We ate the shit out of this cake. No lie. Even without the whipped cream it was delicious. Rick was in Missouri so he didn’t get to try it, but my mom and I did it up. We tend not to eat real meals when he’s not around so trust me this cake made a fabulous breakfast, lunch and dinner. My only complaint, as seen above, was that stupid graham cracker bottom. I ate everything but the bottom of the cake because of the weird texture. Just skip the graham crackers and you’ll be fine.

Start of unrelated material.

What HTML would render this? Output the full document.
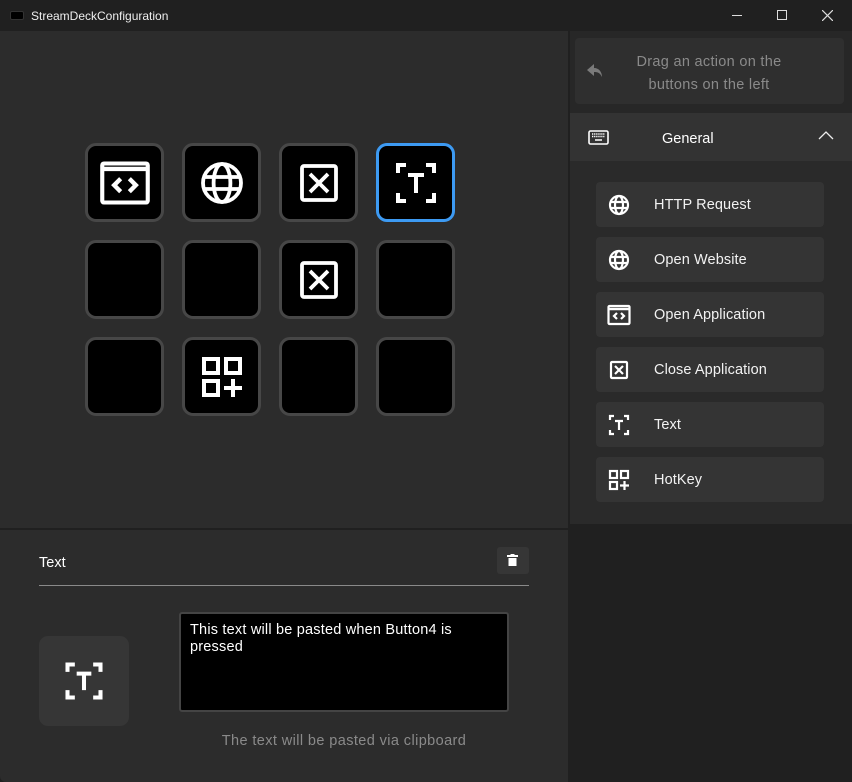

- 1 box cake mix (vanilla or yellow)
- cooking spray
- 1 pack of graham crackers
- 1 pound strawberries with tops removed
- 1 8-ounce block of cream cheese, softened
- 14 oz can sweetened condensed milk
- 1 c. milk
- 8 oz whipped topping
- strawberries for garnish (optional)
- Preheat oven to 350ºF.
- Make cake following the directions on the box.
- Spray a 9x13" baking pan with cooking spray.
- Line the bottom of the baking pan with graham crackers (breaking some, if necessary). Crush the remaining graham crackers into crumbs, and set aside.
- Pour the cake batter into the pan (gently, so as not to scatter your graham crackers), then bake following the times on the back of the box, until an inserted toothpick comes out clean.
- Using the end of a wooden spoon (or any large serving spoon), poke holes in the cake evenly over the cake.
- In a blender (preferred) or food processor, blend strawberries, cream cheese, condensed milk, and milk until smooth. (You could also do this by hand, but you're not going to get as smooth a result.)
- Pour the mixture evenly over the cake while the cake is still hot. I don't recommend using the entire batch of topping (I end up with about ½ - 1 c. left over), but you make your own decision.
- Cool the cake - first on the counter and then in the fridge - until completely cool.
- Spread whipped topping on top.
- Chill cake for a few hours, or overnight (the longer it cools, the better).
- Sprinkle crushed graham crackers on top, slice, and serve.